The answer is not cut and dry. Here's a look at some of the potential impacts of the defense cuts, and important caveats about how serious they will be.

THE CUTS

  • Furloughs: 800,000 civilian employees at the Defense Department face 22 unpaid days from April to September (the rest of this fiscal year), amounting to a 20 percent pay cut. Virginia alone will see approximately 90,000 civilian furloughs, reducing gross pay by $648 million, according to the White House.
  • Layoffs: At least 43,000 temporary Pentagon workers will lose their jobs. That process already underway, with roughly 7,000 laid off so far.
  • Delayed Deployment: The aircraft carrier USS Harry S. Truman and guided-missile cruiser USS Gettysburg were delayed to Persian Gulf on Feb. 6. The Pentagon cited "budget uncertainty - including a Continuing Resolution and the looming potential for across-the-board sequestration cuts."
  • Delayed Repairs: Here in Virginia, the military has cancelled maintenance on 11 ships in Norfolk; deferred four projects at Dahlgren, Oceana and Norfolk and delayed other modernization and demolition projects, according to the White House.
  • Suffering Suppliers: Newport News Shipbuilders, the sole builder of U.S. aircraft carriers, says it's supplier base across all 50 states could bear the brunt of the cuts. Roughly 5,000 contractors, many of which are small businesses, are at risk of closure if more projects get delayed or canned.
  • Curtailed Operations: Top military brass at each of the armed services have detailed what Sequestration will mean. Army: Possible force reduction of 100,000 soldiers. Potential cuts to 3,000 small business contracts. Navy: Delayed construction of carrier JFK. Shrink Navy fleet to 220/230 ships, losing 2 carrier groups. Air Force: Cut 200,000 flight hours. Training curtailed; loss of readiness.

THE CAVEATS

Some Republican critics of the administration - and staunch defenders of the military - say the impact on defense programs is overblown. "The reality is that this is just part of political theater, part of the campaign," Louisiana Gov. Bobby Jindal told ABC's Jonathan Karl of President Obama. "He's trying to scare the American people. He's trying to distort the impact."

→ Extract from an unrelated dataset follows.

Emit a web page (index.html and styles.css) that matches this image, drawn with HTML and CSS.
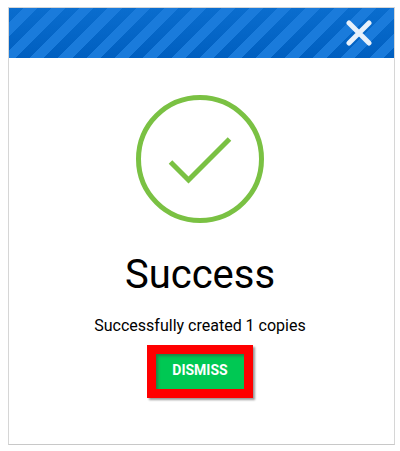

To say, "'well…we're going to be hollowing out our military'… If that were really the case, the president should take my suggestion of postponing new spending programs," Jindal said.

  • Ongoing Operations, Troops in Combat - Spared: Officials say the cuts will not directly impact operations in Afghanistan or other theaters, or in nuclear deterrence. Most war funding comes through "supplemental" spending measures which aren't part of the base budget or subject to the sequester. The Pentagon will exempt from furloughs deployed civilians, those in combat zones, and those directly required to maintain safety of life or property.
  • Booming Civilian Ranks at DOD: The number of civilian employees at the Pentagon has skyrocketed over the past few years, up 17 percent since 2002 - with most of the additional hires occurring since 2008, when Obama took office. Defense spending on civilian personnel grew 21 percent over the past decade, according to the Government Accountability Office.
  • Only Back to 2007 Levels: The total budget trims in the Sequester would return military spending back to 2007 levels, which are still higher than the average spent during the Cold War, according to the CATO Institute.
  • 'Second' to Who?? Defense Secretary Leon Panetta said the cuts would put the U.S. at risk of becoming a "second-rate" military power. But annual U.S. defense spending dwarfs the rest of the world - more than the next 10 military powers combined.

Still, caveats aside, and despite the White House's previous commitment to streamlining the military and making it more agile and nimble, spokesman Jay Carney insists there is no silver lining to Sequestration.

"The President agrees with his Secretary of Defense," said White House press secretary Jay Carney last week. " He agrees with the numerous Republicans who have said on the record that the onerous cuts in the sequester to defense - the across-the-board, indiscriminate cuts to defense will harm our national security interests; will reduce our readiness; will result in a reduction in flight hours; will result - have resulted already in changes in our rotation for aircraft carriers to the Persian Gulf."

"I don't think the issue here is the language you use to describe it, because every characterization you make of it, if you're being honest about it, is negative," Carney said. " The impact will be negative. It will harm our national security. And that is a problem."